> Available data:
::::::::::

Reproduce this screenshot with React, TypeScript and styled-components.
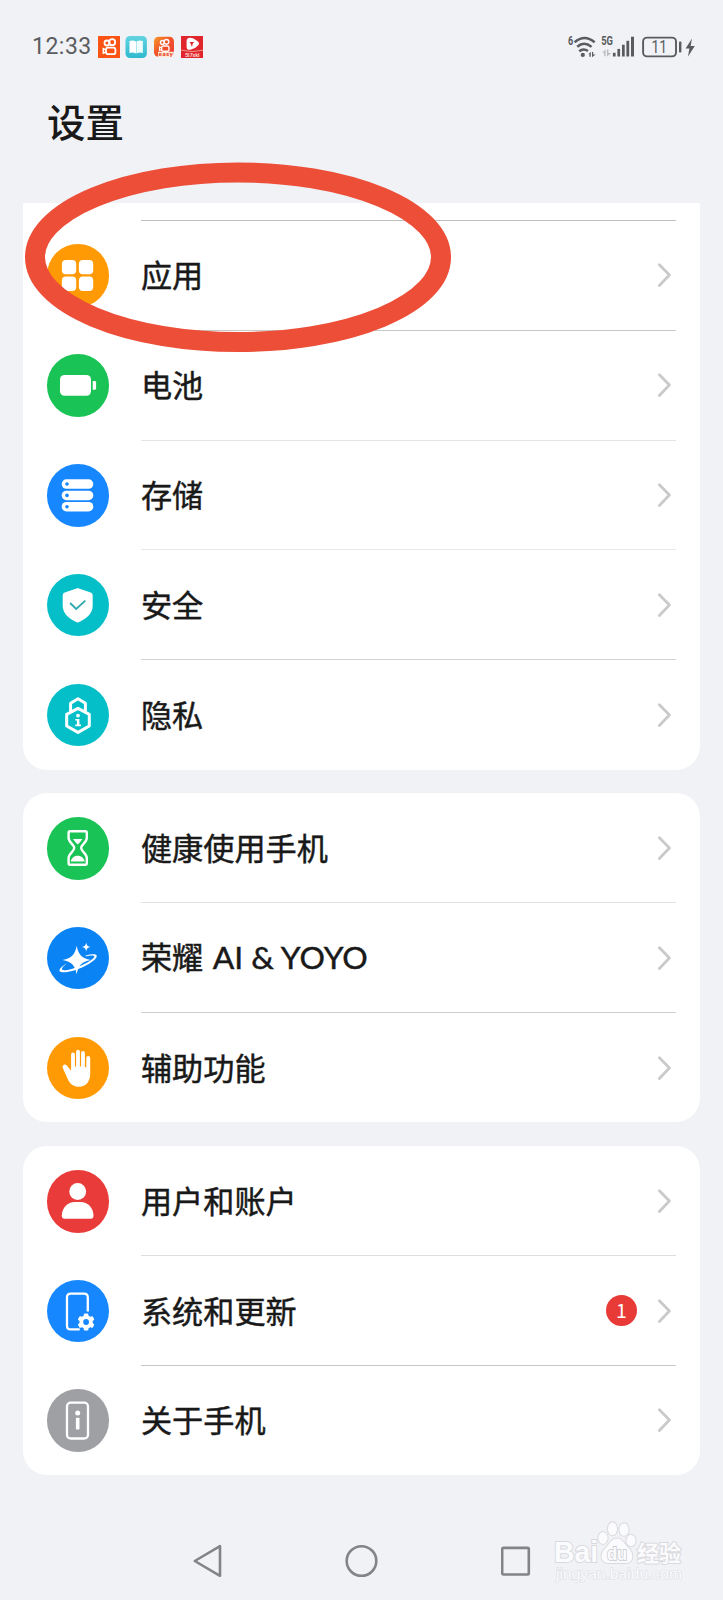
import React from "react";
import styled, { createGlobalStyle } from "styled-components";

const GlobalStyle = createGlobalStyle`
  * { box-sizing: border-box; }
  html, body { margin: 0; padding: 0; background: #f1f2f6; }
  body { font-family: "Noto Sans CJK SC", "Noto Sans", sans-serif; color: #191919; }
`;

const Screen = styled.main`
  position: relative;
  display: flex;
  flex-direction: column;
  width: 723px;
  height: 1600px;
  background: #f1f2f6;
  overflow: hidden;
`;

const StatusBar = styled.header`
  display: flex;
  flex: none;
  align-items: center;
  justify-content: space-between;
  height: 92px;
  padding: 2px 27px 0 32px;
`;

const StatusGroup = styled.div`
  display: flex;
  align-items: center;
`;

const Clock = styled.span`
  width: 65.5px;
  font-family: Roboto, sans-serif;
  font-size: 23px;
  line-height: 28px;
  letter-spacing: 0.5px;
  color: #5b5c60;
  white-space: nowrap;
`;

const AppBadges = styled.div`
  display: flex;
  gap: 5.4px;
  svg { display: block; }
`;

const Title = styled.h1`
  flex: none;
  height: 111px;
  margin: 0;
  padding-left: 47px;
  font-size: 38.5px;
  font-weight: 500;
  line-height: 56px;
`;

const List = styled.div`
  display: flex;
  flex: none;
  flex-direction: column;
  gap: 23.6px;
  height: 1315px;
  padding: 0 23px;
`;

const Row = styled.div`
  display: flex;
  align-items: stretch;
  height: 109.8px;
  padding: 0 24px 0 23.6px;
`;

const Card = styled.section<{ $scrolled?: boolean }>`
  padding: ${(p) => (p.$scrolled ? "17px 0 0.6px" : "0 0 0.4px")};
  background: #fff;
  border-radius: ${(p) => (p.$scrolled ? "0 0 24px 24px" : "24px")};

  ${Row}:first-child {
    height: ${(p) => (p.$scrolled ? "109.8px" : "109.2px")};
  }
`;

const IconSlot = styled.div`
  display: flex;
  align-items: center;
  width: 94.4px;
  padding-top: 1.6px;
`;

const Disc = styled.div<{ $color: string }>`
  width: 62.6px;
  height: 62.6px;
  border-radius: 50%;
  background: ${(p) => p.$color};
  svg { display: block; width: 100%; height: 100%; }
`;

const RowBody = styled.div<{ $line?: string }>`
  display: flex;
  flex: 1;
  align-items: center;
  border-top: 1px solid ${(p) => p.$line ?? "transparent"};
`;

const Label = styled.span`
  flex: 1;
  padding-bottom: 2px;
  font-size: 31.15px;
  font-weight: 400;
  line-height: 46px;
  -webkit-text-stroke: 0.45px #191919;
  white-space: nowrap;
`;

const Latin = styled.span`
  margin-left: 2.5px;
  font-family: Lato, sans-serif;
  font-size: 31.8px;
`;

const Badge = styled.span`
  width: 31px;
  height: 31px;
  margin-right: 20px;
  border-radius: 50%;
  background: #e83a36;
  color: #fff;
  font-size: 19.5px;
  line-height: 30px;
  text-align: center;
`;

const ChevronSvg = styled.svg`
  width: 14px;
  height: 26px;
  margin-right: 5px;
`;

const NavBar = styled.nav`
  display: flex;
  flex: none;
  justify-content: space-between;
  align-items: center;
  height: 82px;
  padding: 4px 192px 0;
  svg { display: block; }
`;

const Marker = styled.svg`
  position: absolute;
  left: 25px;
  top: 162px;
`;

const Watermark = styled.svg`
  position: absolute;
  left: 550px;
  top: 1516px;
`;

const Glyph = ({ children }: { children: React.ReactNode }) => (
  <svg viewBox="0.3 0 62.6 62.6" fill="#fff">{children}</svg>
);

const AppsIcon = () => (
  <Glyph>
    <rect x="15.2" y="16" width="14.3" height="14.3" rx="4" />
    <rect x="32.2" y="16" width="14.3" height="14.3" rx="4" />
    <rect x="15.2" y="32.6" width="14.3" height="14.3" rx="4" />
    <rect x="32.2" y="32.6" width="14.3" height="14.3" rx="4" />
  </Glyph>
);

const BatteryIcon = () => (
  <Glyph>
    <rect x="13.3" y="21" width="31" height="20.7" rx="4.5" />
    <path d="M46 27H48Q49.4 27 49.4 28.4V34.4Q49.4 35.8 48 35.8H46Z" />
  </Glyph>
);

const StorageIcon = () => (
  <Glyph>
    {[15.3, 26.7, 38].map((y) => (
      <g key={y}>
        <rect x="15" y={y} width="31.6" height="9.5" rx="4.7" />
        <circle cx="20.3" cy={y + 4.7} r="1.8" fill="#1687ff" />
      </g>
    ))}
  </Glyph>
);

const ShieldIcon = () => (
  <Glyph>
    <path d="M29.8 14.4Q31 13.8 32.2 14.4L44 18.6Q46 19.4 46 21.5V31.5C46 39.5 40 44.4 32.6 48Q31 48.8 29.4 48C22 44.4 16 39.5 16 31.5V21.5Q16 19.4 18 18.6Z" />
    <path d="M23.4 29L29.5 35L38.6 26.6" fill="none" stroke="#2fa9ae" strokeWidth="1.9" />
  </Glyph>
);

const PrivacyIcon = () => (
  <Glyph>
    <g fill="none" stroke="#fff" strokeWidth="3" strokeLinejoin="round">
      <path d="M23.9 27V19.2L31.3 14.7L38.7 19.2V27" />
      <path d="M31.3 24.4L42.6 30.4V42L31.3 48.4L20 42V30.4Z" />
    </g>
    <circle cx="31.3" cy="31.6" r="1.9" />
    <path d="M28.6 35H32.7V40.6H34.3V42.3H28.6V40.6H30.2V36.6H28.6Z" />
  </Glyph>
);

const HourglassIcon = () => (
  <Glyph>
    <path
      d="M23.4 14.2H38.6Q40.1 14.2 40.1 15.7V21C40.1 25.5 34.5 27.5 34.5 31C34.5 34.5 40.1 36.5 40.1 41V46.3Q40.1 47.8 38.6 47.8H23.4Q21.9 47.8 21.9 46.3V41C21.9 36.5 27.5 34.5 27.5 31C27.5 27.5 21.9 25.5 21.9 21V15.7Q21.9 14.2 23.4 14.2Z"
      fill="none" stroke="#fff" strokeWidth="2.4"
    />
    <path d="M26.3 22H35.7Q34 25 31 27.4Q28 25 26.3 22Z" />
    <path d="M24 44.6C25 40.5 28 38.8 31 38.8C34 38.8 37 40.5 38 44.6Z" />
  </Glyph>
);

const AiIcon = () => (
  <Glyph>
    <path
      d="M39 28.4C44 27.2 49 26.5 50 28.5C51 31 45 36 36 40.2C26 44.6 15 46.5 13 44.2C11.8 42.4 15 39.2 20 36.4C15.8 39.6 14.6 41.8 15.6 42.8C17.5 44.2 26 42.2 34.6 38.4C43 34.6 48.4 30.8 47.6 29.2C47 28 43 28.4 39 29.4Z"
    />
    <path d="M30 18.8C31.6 27.4 34.8 31.2 44.2 33C34.8 34.8 31.6 38.6 30 47.3C28.4 38.6 25.2 34.8 15.8 33C25.2 31.2 28.4 27.4 30 18.8Z" />
    <path d="M39.5 15.8C40.1 18.6 41 19.5 43.8 20C41 20.5 40.1 21.5 39.5 24.4C38.9 21.5 38 20.5 35.2 20C38 19.5 38.9 18.6 39.5 15.8Z" />
  </Glyph>
);

const HandIcon = () => (
  <Glyph>
    <path d="M24.4 17.4a1.9 1.9 0 0 1 3.8 0V29.5h1.2V14.6a1.9 1.9 0 0 1 3.8 0V29.5h1.2V16a1.9 1.9 0 0 1 3.8 0V30.2h1.4V21a1.95 1.95 0 0 1 3.9 0V36.5C43.5 44.5 39.2 49.8 32.5 49.8C26.5 49.8 23.2 46.8 21 42L16.1 30.9C15.2 28.2 18.2 26.4 20.1 28.4L24.4 33.8Z" />
  </Glyph>
);

const UserIcon = () => (
  <Glyph>
    <circle cx="31" cy="21.5" r="8.4" />
    <path d="M15.1 45.5C15.4 37.5 21 32 28 32H34C41 32 46.5 37.5 46.8 45.5Q46.8 48.8 44 48.8H18Q15.1 48.8 15.1 45.5Z" />
  </Glyph>
);

const SystemIcon = () => (
  <Glyph>
    <path d="M33 49.4H24Q20.3 49.4 20.3 45.7V17.3Q20.3 13.6 24 13.6H37.4Q41.1 13.6 41.1 17.3V31.5" fill="none" stroke="#fff" strokeWidth="2.3" />
    <circle cx="39.4" cy="42" r="4.8" fill="none" stroke="#fff" strokeWidth="3.8" />
    {[0, 60, 120, 180, 240, 300].map((a) => (
      <rect key={a} x="37.1" y="33.5" width="4.6" height="4" rx="1.2" transform={`rotate(${a} 39.4 42)`} />
    ))}
  </Glyph>
);

const AboutIcon = () => (
  <Glyph>
    <rect x="20.3" y="13.7" width="21" height="35.8" rx="3.8" fill="none" stroke="#fff" strokeWidth="2.3" />
    <circle cx="31" cy="24" r="2.5" />
    <rect x="29.2" y="28.8" width="3.6" height="11.8" rx="0.8" />
  </Glyph>
);

const Chevron = () => (
  <ChevronSvg viewBox="0 0 14 26" fill="none" stroke="#cacacb" strokeWidth="2.8" strokeLinecap="round" strokeLinejoin="round">
    <path d="M2.4 2.8L12.4 13.1L2.4 23.4" />
  </ChevronSvg>
);

const Camera = () => (
  <g fill="none" stroke="#fff" strokeWidth="1.8">
    <circle cx="9" cy="7" r="2.5" />
    <circle cx="14.2" cy="6.2" r="3" />
    <rect x="8" y="11.6" width="9.4" height="6.6" rx="2" />
    <path d="M8 14L5.3 12.7V17.2L8 16" strokeWidth="1.5" />
  </g>
);

const StatusApps = () => (
  <AppBadges>
    <svg width="22.4" height="22" viewBox="0 0 22.4 22">
      <rect width="22.4" height="22" rx="0.6" fill="#fb5314" />
      <Camera />
    </svg>
    <svg width="22.4" height="22" viewBox="0 0 22.4 22">
      <defs>
        <linearGradient id="book" x1="0" y1="0" x2="0" y2="1">
          <stop offset="0" stopColor="#62d4df" />
          <stop offset="1" stopColor="#2fb9cf" />
        </linearGradient>
      </defs>
      <rect x="0.5" width="21.4" height="22" rx="4.5" fill="url(#book)" />
      <path d="M4.5 5Q8 3.6 11 5.4V17.6Q8 15.8 4.5 17Z" fill="#fff" />
      <path d="M17.9 5Q14.4 3.6 11.4 5.4V17.6Q14.4 15.8 17.9 17Z" fill="#eefcfc" />
    </svg>
    <svg width="22.4" height="22" viewBox="0 0 22.4 22">
      <defs>
        <linearGradient id="easy" x1="0" y1="0" x2="1" y2="1">
          <stop offset="0" stopColor="#f79a2c" />
          <stop offset="0.45" stopColor="#f2542a" />
          <stop offset="1" stopColor="#ee3a35" />
        </linearGradient>
      </defs>
      <rect x="1" y="0.8" width="20" height="20" rx="4.5" fill="url(#easy)" />
      <g transform="translate(2.4 1) scale(.78)"><Camera /></g>
      <path d="M5 15.8H21V18Q20 20.9 17 20.9H5Z" fill="#fde7d6" />
      <text x="5.6" y="19.6" fontFamily="Lato" fontWeight="900" fontSize="6.4" fill="#e83a20" textLength="14.4">easy</text>
    </svg>
    <svg width="22.4" height="22" viewBox="0 0 22.4 22">
      <rect width="22.4" height="22" fill="#e0262c" />
      <path d="M5.6 4.6Q6 1.8 9 1.8Q12.4 1.6 15.6 4.4Q19.6 7 17 9.4Q14.4 12.6 9.4 13.8Q5.8 14.2 5.6 11Z" fill="#fff" />
      <path d="M8.6 6H13.4L11.8 7.6L11 11L9.8 8Z" fill="#e0262c" />
      <path d="M0 14.2Q11 17 22.4 14.2" fill="none" stroke="#f6b3a6" strokeWidth="0.8" />
      <text x="4" y="21" fontFamily="Roboto" fontWeight="700" fontSize="5.8" fill="#f9cfc6" textLength="14.6">5i7ski</text>
    </svg>
  </AppBadges>
);

const StatusSignals = () => (
  <svg width="130" height="28" viewBox="566 32.5 130 28" fill="#5a5b5e">
    <text x="568" y="44.4" fontFamily="Roboto" fontWeight="700" fontSize="12" textLength="5.2" lengthAdjust="spacingAndGlyphs">6</text>
    <g fill="none" stroke="#5a5b5e" strokeWidth="2.5">
      <path d="M574.6 41.7Q584.5 33.2 594.6 41.7" />
      <path d="M577.2 46.2Q584 40.2 591.6 46.4" />
      <path d="M579.2 50.8Q583.4 47.2 588 50.6" />
    </g>
    <circle cx="582.8" cy="54.4" r="2.1" />
    <path d="M588.4 53.8L590.8 51.2V56.2H589.4V53.8ZM592 51.6H593.2V54H595.6L592 56.8Z" />
    <text x="601.2" y="44.9" fontFamily="Roboto" fontWeight="700" fontSize="12.2" textLength="11.8" lengthAdjust="spacingAndGlyphs">5G</text>
    <path d="M602.2 52.2L605.6 49V55.8H604.2V52.2ZM607 49H608.4V52.4H611.2L607 56Z" fill="#b9babd" />
    <rect x="612.9" y="52.3" width="2.7" height="3.7" />
    <rect x="617.4" y="48.4" width="2.7" height="7.6" />
    <rect x="622" y="44.2" width="2.7" height="11.8" />
    <rect x="626.4" y="40.3" width="2.8" height="15.7" />
    <rect x="631" y="36.2" width="3" height="19.8" />
    <rect x="643.1" y="37.1" width="32.9" height="18.8" rx="4" fill="none" stroke="#5a5b5e" strokeWidth="1.9" />
    <text x="659.3" y="52.8" fontFamily="Roboto" fontSize="17.5" textAnchor="middle" textLength="15.6" lengthAdjust="spacingAndGlyphs">11</text>
    <rect x="679" y="41" width="2.4" height="11" rx="0.8" />
    <path d="M692 38L685.6 48H689.4L688 56L694.8 45.6H690.6Z" />
  </svg>
);

interface Item {
  label: React.ReactNode;
  color: string;
  icon: React.ReactNode;
  line?: string;
  badge?: number;
}

const groups: Item[][] = [
  [
    { label: "应用", color: "#ff9a05", icon: <AppsIcon />, line: "#bfbfbf" },
    { label: "电池", color: "#19c355", icon: <BatteryIcon />, line: "#c8c8c8" },
    { label: "存储", color: "#1687ff", icon: <StorageIcon />, line: "#e4e4e4" },
    { label: "安全", color: "#05bfc8", icon: <ShieldIcon />, line: "#e8e8e8" },
    { label: "隐私", color: "#05bfc8", icon: <PrivacyIcon />, line: "#d2d2d2" },
  ],
  [
    { label: "健康使用手机", color: "#19c355", icon: <HourglassIcon /> },
    { label: <>荣耀 <Latin>AI &amp; YOYO</Latin></>, color: "#0a83f5", icon: <AiIcon />, line: "#e2e2e2" },
    { label: "辅助功能", color: "#ff9a05", icon: <HandIcon />, line: "#cecece" },
  ],
  [
    { label: "用户和账户", color: "#e93b39", icon: <UserIcon /> },
    { label: "系统和更新", color: "#1687ff", icon: <SystemIcon />, line: "#dedede", badge: 1 },
    { label: "关于手机", color: "#9fa0a4", icon: <AboutIcon />, line: "#c8c8c8" },
  ],
];

export default function App() {
  return (
    <Screen>
      <GlobalStyle />
      <StatusBar>
        <StatusGroup>
          <Clock>12:33</Clock>
          <StatusApps />
        </StatusGroup>
        <StatusSignals />
      </StatusBar>
      <Title>设置</Title>
      <List>
        {groups.map((items, g) => (
          <Card key={g} $scrolled={g === 0}>
            {items.map((item, i) => (
              <Row key={i}>
                <IconSlot>
                  <Disc $color={item.color}>{item.icon}</Disc>
                </IconSlot>
                <RowBody $line={item.line}>
                  <Label>{item.label}</Label>
                  {item.badge && <Badge>{item.badge}</Badge>}
                  <Chevron />
                </RowBody>
              </Row>
            ))}
          </Card>
        ))}
      </List>
      <NavBar>
        <svg width="30" height="34" viewBox="0 0 30 34" fill="none" stroke="#848487" strokeWidth="2.6" strokeLinejoin="round">
          <path d="M2.8 17L28 2.2V31.8Z" />
        </svg>
        <svg width="34" height="34" viewBox="0 0 34 34" fill="none" stroke="#848487" strokeWidth="2.6">
          <circle cx="16.5" cy="17" r="14.8" />
        </svg>
        <svg width="30" height="34" viewBox="0 0 30 34" fill="none" stroke="#848487" strokeWidth="2.6">
          <rect x="1.2" y="3.9" width="26.6" height="26.6" rx="1.2" />
        </svg>
      </NavBar>
      <Marker width="426" height="190" viewBox="0 0 426 190">
        <ellipse cx="213" cy="95.2" rx="203" ry="84.8" fill="none" stroke="#ed4e38" strokeWidth="20" />
      </Marker>
      <Watermark width="140" height="74" viewBox="550 1516 140 74" fill="#fbfbfe" stroke="#d9dadd" strokeWidth="2" paintOrder="stroke">
        <text x="554" y="1562" fontFamily="Liberation Sans" fontWeight="700" fontSize="29" textLength="44" lengthAdjust="spacingAndGlyphs">Bai</text>
        <path d="M617 1538.5C622 1538.5 624 1543 627.5 1547C631.5 1551 633.5 1555 632 1559C630 1564.5 623 1562.8 617 1562.8C611 1562.8 604 1564.5 602 1559C600.5 1555 602.5 1551 606.5 1547C610 1543 612 1538.5 617 1538.5Z" />
        <ellipse cx="603" cy="1538" rx="4.6" ry="6" />
        <ellipse cx="612.5" cy="1528.8" rx="4.6" ry="6.5" />
        <ellipse cx="624" cy="1529.5" rx="4.6" ry="6.3" />
        <ellipse cx="631" cy="1540.5" rx="4.6" ry="5.8" />
        <text x="607" y="1559.5" fontFamily="Liberation Sans" fontWeight="700" fontSize="18" strokeWidth="1.8" stroke="#cfd0d4" textLength="20" lengthAdjust="spacingAndGlyphs">du</text>
        <text x="637" y="1561" fontFamily="Noto Sans CJK SC" fontWeight="700" fontSize="22" textLength="44">经验</text>
        <text x="556" y="1579" fontFamily="Liberation Sans" fontSize="15" strokeWidth="1.2" stroke="#dddee2" textLength="126" lengthAdjust="spacingAndGlyphs">jingyan.baidu.com</text>
      </Watermark>
    </Screen>
  );
}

::::::::::

> Written task: Which lines contain "components"? Copy each of them out.

> Solution for this exercise:
Reproduce this screenshot with React, TypeScript and styled-components.
import styled, { createGlobalStyle } from "styled-components";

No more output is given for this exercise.